Depending on the location of the lesion, it may cause bladder and bowel problems, sexual dysfunction, weakness and loss of sensation below the defect, orthopedic malformations such as club feet or problems with the knees or hips and the inability to move the lower legs.  The higher the defect is located on the spine, the more severe the complications.

Another common problem associated with spina bifida is Chiari II malformation.  Chiari II is where the brain descends into the upper portion of the spinal canal in the neck.  This blocks the circulation of the cerebrospinal fluid and causes Hydrocephalus.  Hydrocephalus is an accululation of the fluid in the brain.  This can injure a fetus' developing brain.

Modern medicine has come so far in helping people with spina bifida live happy, normal lives.  There is now an option of fetal surgery.  In this surgery, the fetus is partially delivered, the spine is repaired, and the fetus is returned to the womb.  The benefits of this surgery include:

  • Reversal of the hindbrain herniation component of the Chiari II malformation
  • Reduced need for ventricular shunting (a procedure in which a thin tube is introduced into the brain’s ventricles to drain fluid and relieve hydrocephalus)
  • Reduced incidence or severity of potentially devastating neurologic effects caused by the spine’s exposure to amniotic fluid, such as impaired motor function
Now for Dryden's story.  

Dryden had his spine repaired at less than 24 hours old.  He had a shunt placed 2 days later to regulate the fluid in his brain.  He has since had 3 additional surgeries.  Though the spine was placed back inside the body and the sac closed, the nerve damage cannot be repaired.  He has no sensation from his knees down to his toes.  He also has no movement in those areas.   Dryden has very little to no control over his bowel/bladder.  He sometimes needs to be catheterized in order to keep his kidneys safe.  He also has hip dysplasia due to the lack of muscle control in this area.   

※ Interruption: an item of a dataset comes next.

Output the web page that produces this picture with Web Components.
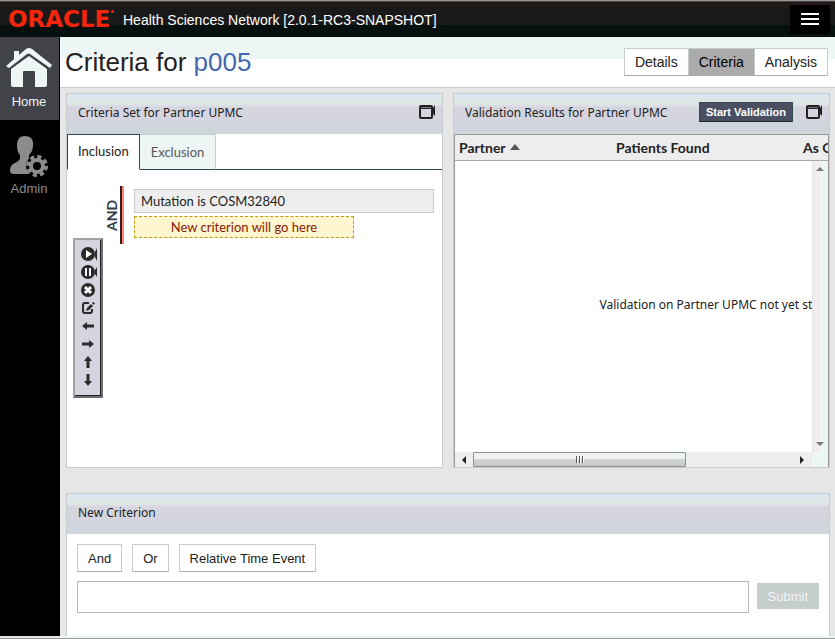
<!DOCTYPE html>
<html lang="en">
<head>
<meta charset="utf-8">
<title>Health Sciences Network</title>
<style>
  html, body { margin: 0; height: 100%; }
  body {
    --ui: "Liberation Sans", Arial, sans-serif;
    --body: "Noto Sans", "Open Sans", sans-serif;
    --list: Lato, "Noto Sans", sans-serif;
    --line: #c5cdcd;
    font-family: var(--ui);
    font-size: 14px;
    color: #222;
    background: #e6e6e6;
  }
</style>
</head>
<body>
<hsn-app>
  <hsn-header slot="header" version="2.0.1-RC3-SNAPSHOT"></hsn-header>
  <hsn-nav slot="nav"></hsn-nav>
  <hsn-title slot="title" study="p005"></hsn-title>
  <hsn-panel slot="top" label="Criteria Set for Partner UPMC" expandable>
    <hsn-criteria></hsn-criteria>
  </hsn-panel>
  <hsn-panel slot="top" label="Validation Results for Partner UPMC" action="Start Validation" expandable>
    <hsn-results></hsn-results>
  </hsn-panel>
  <hsn-panel slot="bottom" label="New Criterion">
    <hsn-new-criterion></hsn-new-criterion>
  </hsn-panel>
</hsn-app>

<script>
class HsnElement extends HTMLElement {
  constructor() {
    super();
    this.attachShadow({ mode: "open" });
  }

  connectedCallback() {
    this.shadowRoot.innerHTML = `
      <style>
        * { box-sizing: border-box; }
        h1, h2, button, input { margin: 0; padding: 0; }
        :host { display: block; box-sizing: border-box; }
        button { font: inherit; color: inherit; cursor: pointer; }
      </style>
      ${this.render()}`;
  }
}

class HsnApp extends HsnElement {
  render() {
    return `
      <style>
        :host {
          display: grid;
          grid-template: auto 1fr / 60px 1fr;
          min-height: 100vh;
          border-bottom: 1px solid #999;
        }
        .header { grid-column: 1 / 3; }
        .nav { display: flex; margin-bottom: 2px; background: #000; }
        main { min-width: 0; display: flex; flex-direction: column; border-bottom: 2px solid #edf6f5; }
        .top {
          display: grid;
          grid-template-columns: 1fr 1fr;
          gap: 10px;
          padding: 5px 5px 25px 6px;
        }
        .bottom { flex: 1; display: flex; padding: 0 5px 0 6px; }
        ::slotted(hsn-panel) { min-width: 0; flex: 1; }
        .bottom ::slotted(hsn-panel) { border-bottom: 0; }
      </style>
      <div class="header"><slot name="header"></slot></div>
      <div class="nav"><slot name="nav"></slot></div>
      <main>
        <slot name="title"></slot>
        <div class="top"><slot name="top"></slot></div>
        <div class="bottom"><slot name="bottom"></slot></div>
      </main>`;
  }
}

class HsnHeader extends HsnElement {
  render() {
    return `
      <style>
        :host {
          display: flex;
          align-items: center;
          height: 37px;
          padding: 0 5px 0 8px;
          border-top: 1px solid #999;
          color: #fff;
          background: linear-gradient(#444 1px, #231a17 1px 6px, #191919 6px 24px, #06100f 24px);
        }
        .logo {
          display: flex;
          gap: 1px;
          width: 115px;
          font: bold 23px/24px "DejaVu Sans", sans-serif;
          color: #f8250d;
          white-space: nowrap;
        }
        .logo svg { margin-top: 3px; }
        .name { flex: 1; line-height: 20px; padding-top: 2px; }
        button {
          display: grid;
          place-items: center;
          width: 40px;
          height: 29px;
          border: 0;
          background: #000;
        }
      </style>
      <span class="logo">ORACLE<svg width="3" height="3"><circle cx="1.5" cy="1.5" r="1.5" fill="#f8250d"/></svg></span>
      <span class="name">Health Sciences Network [${this.getAttribute("version")}]</span>
      <button aria-label="Menu">
        <svg width="18" height="12" viewBox="0 0 18 12" fill="#fff">
          <path d="M0 0h18v2H0zM0 5h18v2H0zM0 10h18v2H0z"/>
        </svg>
      </button>`;
  }
}

class HsnNav extends HsnElement {
  render() {
    return `
      <style>
        :host { flex: 1; }
        a {
          display: flex;
          flex-direction: column;
          align-items: center;
          gap: 4px;
          height: 83px;
          padding: 11px 2px 0 0;
          font-size: 13px;
          line-height: 20px;
          color: #8c8c8c;
          text-decoration: none;
        }
        a.on { margin-right: 1px; padding-right: 1px; background: #424249; color: #edf6f5; }
        a:not(.on) { padding-top: 15px; gap: 2px; }
      </style>
      <nav>
        <a class="on" href="#home">
          <svg width="46" height="40" viewBox="0 0 46 40" fill="#edf6f5">
            <path d="M0 18 L20 1 Q23 -1 26 1 L46 17 L44 20 L24 6 Q23 5 21 6 L3 20 Z"/>
            <path d="M8 3h5v5l-5 4z"/>
            <path d="M5 21 L23 8 L41 21 V37 Q41 39 39 39 H29 V24 Q29 23 28 23 H18 Q17 23 17 24 V39 H7 Q5 39 5 37 Z"/>
          </svg>
          Home
        </a>
        <a href="#admin">
          <svg width="40" height="42" viewBox="0 0 40 42">
            <path fill="#8c8c8c" d="M16 1c6 0 9 4 8 10-.5 5-2 7-4 9v3c0 3 4 3 8 6v10H6c-4 0-5-1-5-4 0-8 10-7 10-12v-3c-2-2-3-5-3-9C8 5 10 1 16 1z"/>
            <circle cx="28" cy="31" r="11" fill="#000"/>
            <circle cx="28" cy="31" r="6" fill="none" stroke="#8c8c8c" stroke-width="4"/>
            <circle cx="28" cy="31" r="9" fill="none" stroke="#8c8c8c" stroke-width="4" stroke-dasharray="4 3.07"/>
          </svg>
          Admin
        </a>
      </nav>`;
  }
}

class HsnTitle extends HsnElement {
  render() {
    return `
      <style>
        :host {
          display: flex;
          justify-content: space-between;
          align-items: center;
          height: 51px;
          padding: 0 7px 0 5px;
          border-bottom: 1px solid #ccc;
          background: linear-gradient(#edf6f5 22px, #fff 22px);
        }
        h1 { font-size: 26px; line-height: 30px; font-weight: normal; white-space: nowrap; }
        a { color: #4268b0; text-decoration: none; }
        .views { display: flex; border: 1px solid var(--line); border-bottom-color: #aaa; }
        button { height: 26px; padding: 0 10px; border: 0; background: #fff; }
        button.on { background: #ababab; color: #000; border: solid var(--line); border-width: 0 1px; }
      </style>
      <h1>Criteria for <a href="#study">${this.getAttribute("study")}</a></h1>
      <div class="views">
        <button>Details</button><button class="on">Criteria</button><button>Analysis</button>
      </div>`;
  }
}

class HsnPanel extends HsnElement {
  render() {
    const action = this.getAttribute("action");
    return `
      <style>
        :host {
          display: flex;
          flex-direction: column;
          border: 1px solid var(--line);
          background: #fff;
        }
        header {
          display: flex;
          align-items: center;
          height: 40px;
          padding: 0 7px 4px 11px;
          background: linear-gradient(#dde5ee 4px, #dce6e5 4px 11px, #dcdbe4 11px 13px, #d5d5df 13px 27px, #ced5dd 27px);
        }
        h2 { flex: 1; padding-top: 2px; font: 12px/18px var(--body); white-space: nowrap; }
        .action {
          height: 20px;
          margin-right: 13px;
          padding: 0 6px;
          border: 1px solid #334a59;
          border-bottom-color: #222a38;
          background: #4a5062;
          color: #fff;
          font-size: 11px;
          font-weight: bold;
          white-space: nowrap;
        }
        .expand { display: flex; border: 0; background: none; }
        .content { flex: 1; min-height: 0; }
      </style>
      <header>
        <h2>${this.getAttribute("label")}</h2>
        ${action ? `<button class="action">${action}</button>` : ""}
        ${this.hasAttribute("expandable") ? `
        <button class="expand" aria-label="Expand panel">
          <svg width="16" height="14" viewBox="0 0 16 14">
            <rect x="1" y="1" width="12" height="12" rx="1" fill="none" stroke="#222" stroke-width="2"/>
            <path fill="#222" d="M1 1h12v3H1zM14 3l2-3v11l-2-2z"/>
            <path fill="#777" d="M2 2h10v1H2z"/>
          </svg>
        </button>` : ""}
      </header>
      <div class="content"><slot></slot></div>`;
  }
}

class HsnCriteria extends HsnElement {
  render() {
    return `
      <style>
        :host { font: 13px/18px var(--list); height: 333px; }
        .tabs { display: flex; height: 36px; border-bottom: 1px solid #2f4850; }
        .tabs button { height: 36px; padding: 0 10px; border: 1px solid #2f4850; }
        .tabs .on { padding-bottom: 3px; border-bottom-color: #fff; background: #fff; }
        .tabs .off { padding: 0 11px; border-color: var(--line) var(--line) #2f4850; border-left: 0; background: #edf6f5; color: #555; }
        .area { display: flex; align-items: flex-start; padding: 16px 8px 0 6px; }
        .op {
          height: 58px;
          width: 21px;
          border-right: 2px solid #ff8577;
          box-shadow: inset -2px 0 #3b1a18;
          margin-right: 10px;
          padding-right: 2px;
          writing-mode: vertical-rl;
          font: bold 14px/16px var(--list);
          color: #333a48;
          text-align: center;
        }
        .op span { display: block; transform: rotate(180deg); }
        .rules { flex: 1; padding-top: 3px; }
        .rule { height: 24px; padding: 2px 6px; border: 1px solid #ccc; background: #eee; white-space: nowrap; }
        .drop {
          width: 220px;
          height: 22px;
          margin-top: 3px;
          padding-top: 1px;
          border: 1px dashed #c09a10;
          background: #fff5ce;
          color: #8b1a00;
          text-align: center;
        }
      </style>
      <div class="tabs" role="tablist">
        <button class="on" role="tab">Inclusion</button>
        <button class="off" role="tab">Exclusion</button>
      </div>
      <div class="area">
        <hsn-palette></hsn-palette>
        <div class="op"><span>AND</span></div>
        <div class="rules">
          <div class="rule">Mutation is COSM32840</div>
          <div class="drop">New criterion will go here</div>
        </div>
      </div>`;
  }
}

class HsnPalette extends HsnElement {
  render() {
    const arrow = turn => `<path transform="rotate(${turn} 8 8)" d="M2 8l5-4v2.5h7v3H7V12z"/>`;
    const icons = {
      "Run": '<circle cx="8" cy="8" r="7"/><path fill="#fff" d="M6 4l6 4-6 4z"/><path d="M15 6l2-4v13l-2-4z"/>',
      "Pause": '<circle cx="8" cy="8" r="7"/><path fill="#fff" d="M5 4h2v8H5zM9 4h2v8H9z"/><path d="M15 6l2-3v10l-2-3z"/>',
      "Delete": '<circle cx="8" cy="8" r="7"/><path stroke="#fff" stroke-width="3" d="M5 5l6 6M11 5l-6 6"/>',
      "Edit": '<path fill="none" stroke="#2a2a2a" stroke-width="2" d="M9 3H5Q3 3 3 5v6q0 2 2 2h5q2 0 2-2V9"/><path d="M6 11l1-3 4-4 2 2-4 4zM12 3l1-1 2 1-1 2z"/>',
      "Move left": arrow(0),
      "Move right": arrow(180),
      "Move up": arrow(90),
      "Move down": arrow(270)
    };
    return `
      <style>
        :host {
          width: 30px;
          margin-top: 52px;
          padding: 6px 0 6px 5px;
          border: 2px solid #a3a3a3;
          border-right-color: #6b6f76;
          border-bottom-color: #6b6f76;
          box-shadow: inset -1px -1px #222;
          background: #d5d5df;
        }
        button { display: block; width: 18px; height: 18px; border: 0; background: none; }
        svg { display: block; }
      </style>
      ${Object.keys(icons).map(name => `
        <button aria-label="${name}"><svg width="18" height="18" viewBox="0 0 18 18" fill="#2a2a2a">${icons[name]}</svg></button>`).join("")}`;
  }
}

class HsnResults extends HsnElement {
  render() {
    return `
      <style>
        :host {
          display: grid;
          grid-template: 26px 1fr 15px / 1fr 16px;
          height: 333px;
          border: solid #999;
          border-width: 1px 1px 0;
          font: 14px/18px var(--list);
        }
        .view { grid-area: 1 / 1 / 3 / 3; overflow: hidden; }
        table { width: 532px; height: 100%; border-collapse: collapse; table-layout: fixed; }
        th {
          height: 26px;
          padding: 0 4px;
          background: #ededed;
          box-shadow: inset 0 -1px #aaa;
          text-align: left;
          white-space: nowrap;
        }
        td { padding: 0 0 4px; text-align: center; white-space: nowrap; font: 12px/18px var(--body); }
        th svg { margin-left: 1px; vertical-align: 2px; }
        .vbar, .hbar { display: flex; justify-content: space-between; align-items: center; }
        .vbar {
          grid-area: 2 / 2;
          z-index: 1;
          flex-direction: column;
          padding: 6px 0 5px;
          background: linear-gradient(90deg, #e6e6e6 1px, #efeded 1px 8px, #edf6f5 8px);
        }
        .hbar { grid-area: 3 / 1; padding: 0 7px; background: #eee; }
        .thumb {
          display: flex;
          justify-content: center;
          gap: 1px;
          width: 213px;
          height: 15px;
          margin: 0 auto 0 6px;
          padding-top: 3px;
          border: 1px solid #8f8f8f;
          border-radius: 1px;
          background: linear-gradient(#edf3f2 6px, #d5d5d5 6px, #c6c6c6);
        }
        .thumb i { width: 2px; height: 7px; background: linear-gradient(90deg, #555 1px, #fff 1px); }
        .corner { grid-area: 3 / 2; background: #edf6f5; }
      </style>
      <div class="view">
        <table>
          <colgroup><col width="157"><col width="187"><col width="188"></colgroup>
          <thead>
            <tr>
              <th>Partner <svg width="10" height="7"><path fill="#555" d="M5 0l5 6H0z"/></svg></th>
              <th>Patients Found</th>
              <th>As Of</th>
            </tr>
          </thead>
          <tbody><tr><td colspan="3">Validation on Partner UPMC not yet started</td></tr></tbody>
        </table>
      </div>
      <div class="vbar">
        <svg width="8" height="5"><path fill="#777" d="M4 0l4 4H0z"/></svg>
        <svg width="8" height="5"><path fill="#777" d="M0 0h8L4 4z"/></svg>
      </div>
      <div class="hbar">
        <svg width="5" height="8"><path fill="#222" d="M4 0v8L0 4z"/></svg>
        <div class="thumb"><i></i><i></i><i></i></div>
        <svg width="5" height="8"><path fill="#222" d="M0 0l4 4-4 4z"/></svg>
      </div>
      <div class="corner"></div>`;
  }
}

class HsnNewCriterion extends HsnElement {
  render() {
    return `
      <style>
        :host { padding: 10px; font-size: 13px; }
        .ops, form { display: flex; gap: 10px; }
        .ops { margin-bottom: 9px; }
        .ops button {
          height: 28px;
          padding: 0 10px;
          border: 1px solid var(--line);
          border-bottom-color: #aaa;
          background: #fff;
        }
        form { gap: 8px; }
        input { flex: 1; min-width: 0; height: 32px; padding: 0 6px; border: 1px solid #b8b8b8; font: inherit; }
        .submit {
          height: 26px;
          margin-top: 2px;
          padding: 0 11px;
          border: 0;
          background: #c5cdcd;
          color: #f4f4f4;
        }
      </style>
      <div class="ops">
        <button>And</button><button>Or</button><button>Relative Time Event</button>
      </div>
      <form>
        <input type="text" aria-label="New criterion">
        <button class="submit" type="button">Submit</button>
      </form>`;
  }
}

customElements.define("hsn-app", HsnApp);
customElements.define("hsn-header", HsnHeader);
customElements.define("hsn-nav", HsnNav);
customElements.define("hsn-title", HsnTitle);
customElements.define("hsn-panel", HsnPanel);
customElements.define("hsn-criteria", HsnCriteria);
customElements.define("hsn-palette", HsnPalette);
customElements.define("hsn-results", HsnResults);
customElements.define("hsn-new-criterion", HsnNewCriterion);
</script>
</body>
</html>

But that's not all of Dryden's story.  He is a superhero.  

Dryden loves being outside.  He loves cruising around in his little chair.  He has the silliest personality ever.  He adores his big sissy.  He is his daddy's best friend.  He is mommy's little fighter.  

Though he only says a few words - dada, bubba, yaya (mama) - he can sign a lot more.  He signs daddy, fish, bike, dog, touchdown, more ... and I'm sure there are some that I've missed.  Needless to say... he is SMART.  He has no real cognitive delays... he is above average in his social skills.  He is the perfect little boy we hoped for.  He just happens to have spina bifida.  

Having a child with spina bifida is never easy.  There are days when I can't handle it and breakdown.  But I have found that it's just me.  To him... it's all normal.  This is his life.  There are surgeries.  There are diagnosis... but there are no limits.  

We have met some of the most amazing people on this journey.  People who have proven that having a diagnosis is not having a disability, but rather a possibility.  Dryden doesn't know that he is any different than any other child.  He does what he can and he tries his best to push himself as far as he can.  

I ask you... please share this blog.  It isn't about us.  It isn't about Dryden.  It's about educating people.
A diagnosis of spina bifida is not the end.  Don't let a diagnosis be a death sentence.  Let's make spina bifida KNOWN.  Make people aware.  Make October pink AND yellow.  Make sure your neighbors know. Make sure your siblings know.  Let your kids know.  Let EVERYONE know what spina bifida is.  The more you know, the better.